We don’t know, Mr Hayek, but we very much doubt it.

Australia finds itself in a very precarious economic environment largely because of weak politicians and weak public service institutions. Yesterday’s poor budget news simply confirms what anyone with an ounce of common sense should’ve known was coming for a long time. That is, the Australian economy is in a spot of bother.

So we’re looking at government budget deficits as far as the eye can see? Is that really a surprise?

Let’s point the finger first and start looking at solutions later…

Number one on the blame list is politicians. The Howard government bribed plenty of voters, expanding middle class welfare and pandering to the boomers by making superannuation a very attractive low tax savings vehicle. If not for these bribes the surpluses in the good years would have been larger.

Many argue that cuts to income tax rates were too generous during this time. We don’t buy that argument. Allowing people to retain more of the income that they rightfully earn, and allowing them to spend it in ways that they see fit, is the cornerstone of a properly functioning economy.

If income tax cuts lead to a consumption boom, then it should be the job of monetary policy to control it. Raise interest rates to encourage savings over consumption. But no, the RBA under Ian Macfarlane kept interest rates too low for too long.

The real bribing got underway when Labour came to power in 2007. The 2007/08 surplus was $19.7 billion.

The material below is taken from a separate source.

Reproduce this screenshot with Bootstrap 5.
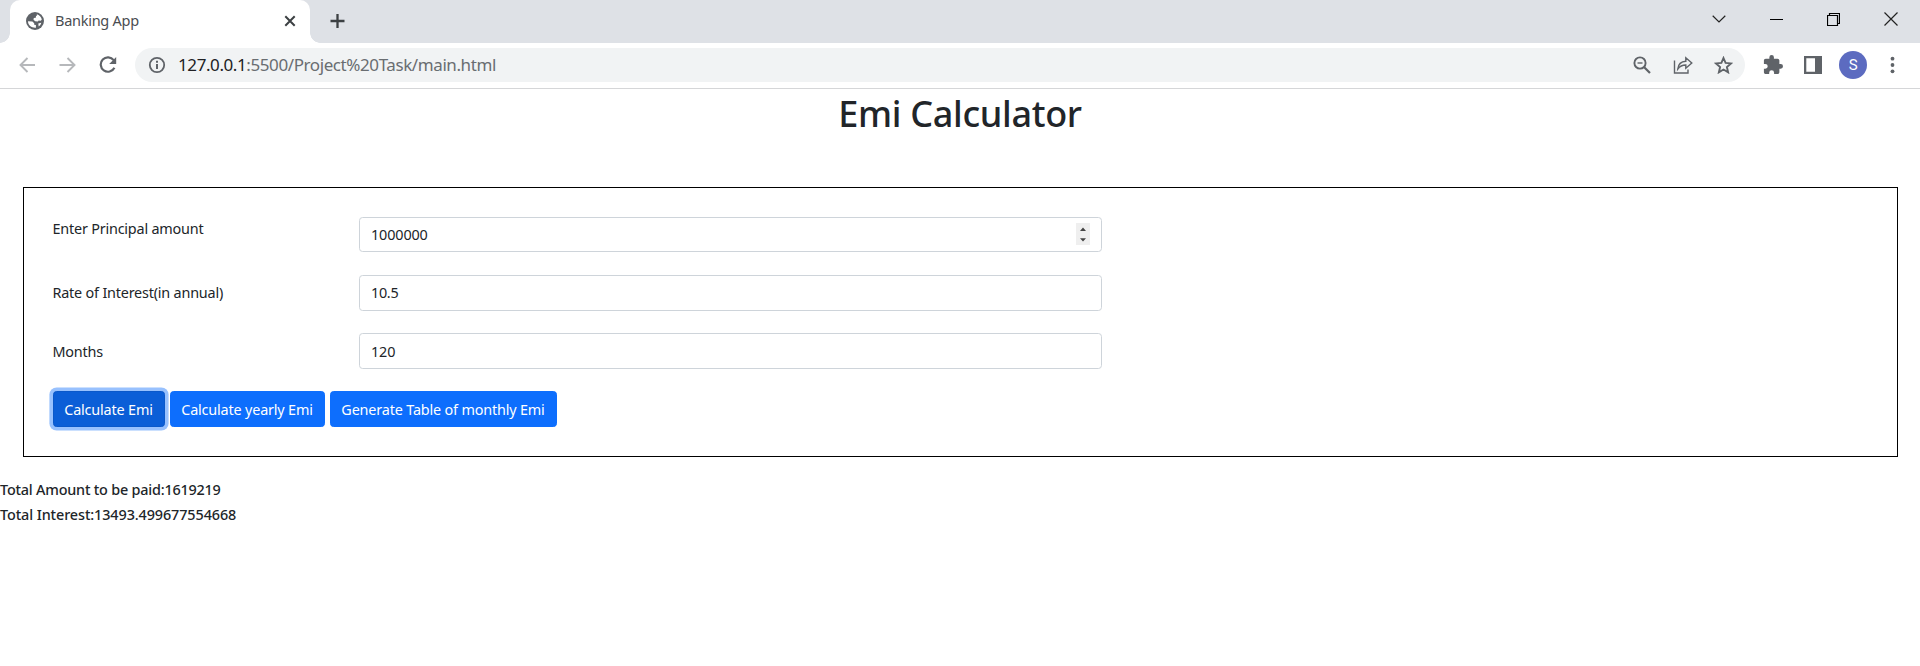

That changed to a deficit of $27 billion in 2008/09. More deficits then followed:

2009/10: $54.5 billion
2010/11: $47.5 billion
2011/12: $43.4 billion
2012/13: $18.8 billion

These deficits came at a time when China’s economy was booming. During the first two financial years, Australia’s national income grew at a rapid clip. We should have produced budget surpluses. Instead, the government threw extra stimulus at the economy. That’s why interest rates rose over that period. Monetary policy was the only restraining factor. But rates were coming off historic lows following the GFC, so there was still a significant amount of stimulus flowing through the economy at that point.

The bottom line here is that the management of the Australian economy by politicians was a disgrace. They put themselves before the good of the country. Always looking to take and redistribute what wasn’t theirs in the first place, all to secure another term…another three years in power…another shot at shaping the country according to their ideological viewpoint. Morons.

You could argue that we’re no better. We voted the clowns in. That’s true. But the general population doesn’t take an oath to serve their country, to make decisions in the best interests of the nation. It’s their role to serve their family, or themselves, and no one else. If the government is going to hand out a bribe, you’d be stupid not to take it.

We don’t know what type of oath a politician entering parliament takes. But we’re guessing it’s got something to do with acting in the nations’ interest rather than self-interest. If that’s the case, they’ve all blown it. Liars, frauds, and crooks. And we call them ‘honourable’? Ha! The joke is on us.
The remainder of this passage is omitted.